In “Sesion Privada” Rakoff joins a couple of photographers, cameramen, their crew and three Playboy centerfolds on the paradise island Caya Espanto where they will film a Latin American Playboy television program. One would expect that a gay man on a Playboy soft-core shoot would be the perfect recipe for nothing but one-two knock-out punches of humor. But Rakoff seems to have discovered the art of subtle satire. Of the shoot, Rakoff writes:

The crew confers about her moves. The video-camera man demonstrates what they want. Sinking to his knees, he twists his torso and drags his open palms slowly up his chest to his head where they rub slow circles through a hypothetical jungle of tousled hair...Perhaps this is just the nature of soft-core, but the girls’ hands are kept so primly far away from their genitals that all of their crypto-masturbatory back arching and moaning for no apparent reason starts to look a little mentally unbalanced, frankly.


The joke is there; it’s just a whole lot quieter than what you would have found in Fraud. It’s not a knock-out punch to the face so much as it’s an unexpected soft blow to the back of the head. And, like I said, it’s educational too. In “Wildman” Rakoff informs readers:

...flowers were once thought to have no purpose greater than pleasing the human eye.

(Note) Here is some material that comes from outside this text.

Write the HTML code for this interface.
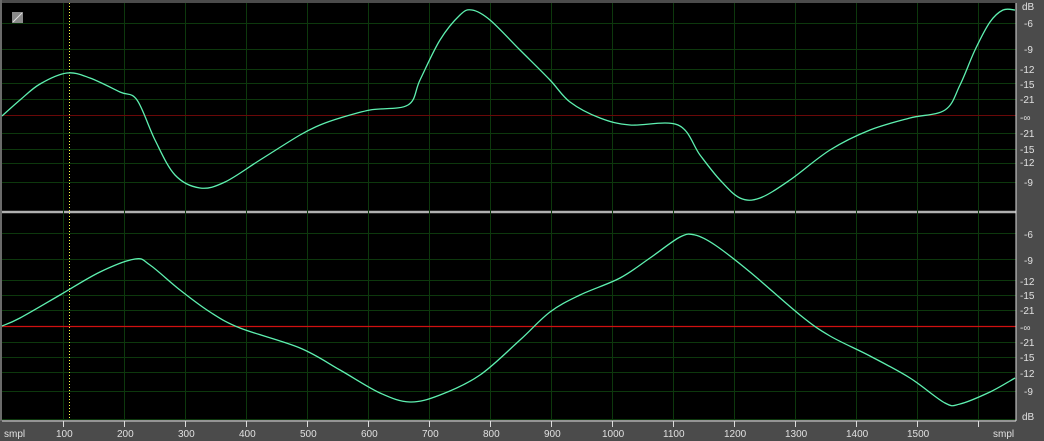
<!DOCTYPE html><html><head><style>
body{margin:0;width:1044px;height:441px;background:#4b4b4b;overflow:hidden;font-family:"Liberation Sans",sans-serif;}
svg{position:absolute;left:0;top:0}
text{font-family:"Liberation Sans",sans-serif;font-size:10px;fill:#e0e0e0}
</style></head><body>
<svg width="1044" height="441" xmlns="http://www.w3.org/2000/svg">
<rect x="0" y="0" width="1044" height="441" fill="#4b4b4b"/>
<rect x="2" y="3" width="1014" height="207" fill="#000"/>
<rect x="2" y="214" width="1014" height="206" fill="#000"/>
<rect x="0" y="0" width="2" height="421" fill="#6a6a6a"/>
<rect x="2" y="210" width="1014" height="4" fill="#2a2a2a"/>
<rect x="2" y="211" width="1014" height="2" fill="#b0b0b0"/>
<g stroke="#0d380d" stroke-width="1">
<path d="M63.5 3V420M124.5 3V420M185.5 3V420M246.5 3V420M307.5 3V420M368.5 3V420M429.5 3V420M490.5 3V420M551.5 3V420M612.5 3V420M673.5 3V420M734.5 3V420M795.5 3V420M856.5 3V420M917.5 3V420M978.5 3V420"/>
<path d="M2 23.5H1016M2 49.5H1016M2 69.5H1016M2 83.5H1016M2 99.5H1016M2 133.5H1016M2 149.5H1016M2 163.5H1016M2 182.5H1016"/>
<path d="M2 233.5H1016M2 259.5H1016M2 280.5H1016M2 295.5H1016M2 310.5H1016M2 342.5H1016M2 357.5H1016M2 372.5H1016M2 391.5H1016M2 419.5H1016"/>
</g>
<path d="M2 115.5H1016" stroke="#6a0808" stroke-width="1"/>
<path d="M2 326.5H1016" stroke="#d01010" stroke-width="1.2"/>
<path d="M69.5 3V420" stroke="#ffff40" stroke-width="1" stroke-dasharray="1,2"/>
<rect x="12" y="12" width="11" height="11" fill="#8a8a8a"/>
<path d="M13 22L22 13" stroke="#e0e0e0"/>
<g fill="none" stroke="#5ef0b0" stroke-width="1.3">
<path id="c1"/><path id="c2"/>
</g>
<g stroke="#ddd" stroke-width="1">
<path d="M1016 3V421M2 421H1016"/>
<path d="M63.5 421v6M124.5 421v6M185.5 421v6M246.5 421v6M307.5 421v6M368.5 421v6M429.5 421v6M490.5 421v6M551.5 421v6M612.5 421v6M673.5 421v6M734.5 421v6M795.5 421v6M856.5 421v6M917.5 421v6M978.5 421v6"/>
</g>
<g font-size="10">
<text x="1022" y="10">dB</text><text x="1024" y="27">-6</text><text x="1024" y="53">-9</text>
<text x="1020" y="73">-12</text><text x="1020" y="88">-15</text><text x="1020" y="103">-21</text>
<text x="1020" y="121">-∞</text><text x="1020" y="137">-21</text><text x="1020" y="153">-15</text>
<text x="1020" y="166">-12</text><text x="1024" y="186">-9</text>
<text x="1024" y="238">-6</text><text x="1024" y="264">-9</text><text x="1020" y="285">-12</text>
<text x="1020" y="299">-15</text><text x="1020" y="314">-21</text><text x="1020" y="331">-∞</text>
<text x="1020" y="346">-21</text><text x="1020" y="361">-15</text><text x="1020" y="377">-12</text>
<text x="1024" y="395">-9</text><text x="1022" y="420">dB</text>
<text x="4" y="437">smpl</text><text x="993" y="437">smpl</text>
<text x="56" y="437">100</text><text x="117" y="437">200</text><text x="178" y="437">300</text><text x="239" y="437">400</text><text x="300" y="437">500</text><text x="361" y="437">600</text><text x="422" y="437">700</text><text x="483" y="437">800</text><text x="544" y="437">900</text><text x="602" y="437">1000</text><text x="663" y="437">1100</text><text x="724" y="437">1200</text><text x="785" y="437">1300</text><text x="846" y="437">1400</text><text x="907" y="437">1500</text>
</g>
</svg>
<script>
function cr(p){var d="M"+p[0][0]+" "+p[0][1];for(var i=0;i<p.length-1;i++){var a=p[i-1]||p[i],b=p[i],c=p[i+1],e=p[i+2]||c;d+=" C"+(b[0]+(c[0]-a[0])/6).toFixed(1)+" "+(b[1]+(c[1]-a[1])/6).toFixed(1)+" "+(c[0]-(e[0]-b[0])/6).toFixed(1)+" "+(c[1]-(e[1]-b[1])/6).toFixed(1)+" "+c[0]+" "+c[1];}return d;}
var A=[[2,116],[20,100],[40,84],[67,73],[90,78],[120,92],[137,100],[155,140],[175,175],[200,188],[225,182],[260,160],[300,135],[320,125],[340,118],[370,110],[408,105],[420,80],[440,40],[460,15],[472,10],[490,20],[520,50],[550,80],[570,102],[600,118],[630,125],[678,125],[700,155],[720,180],[740,198],[760,198],[790,180],[830,150],[870,130],[910,118],[945,110],[960,85],[975,50],[990,22],[1003,10],[1015,10]];
var B=[[2,326],[20,318],[60,295],[100,272],[135,259],[150,265],[180,290],[210,312],[240,328],[300,348],[340,370],[380,393],[410,402],[440,395],[480,375],[520,340],[550,312],[580,295],[620,278],[650,258],[680,237],[695,235],[715,245],[750,272],[800,315],[830,336],[870,356],[910,378],[945,403],[960,404],[990,392],[1015,378]];
document.getElementById("c1").setAttribute("d",cr(A));
document.getElementById("c2").setAttribute("d",cr(B));
</script>
</body></html>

It wasn’t until experiments in pollination during the Renaissance that people realized to their puritanical horror that even the loveliest of blooms were nothing more than sex organs. In Catholic Europe, people burned Carl Linnaeus’s books as corrupting filth. (To give them their due...they kind of had a point: Linneaus was a bit of a sexual obsessive, vaginally fixated, pushing his penchant so far as to name an entire genus of plants Clitoria.)


I don’t know about you, but my first order of business after reading that passage was to immediately drop what I was doing and see if Lenneaus’ genus name stuck. I’ll save you the trouble...It did.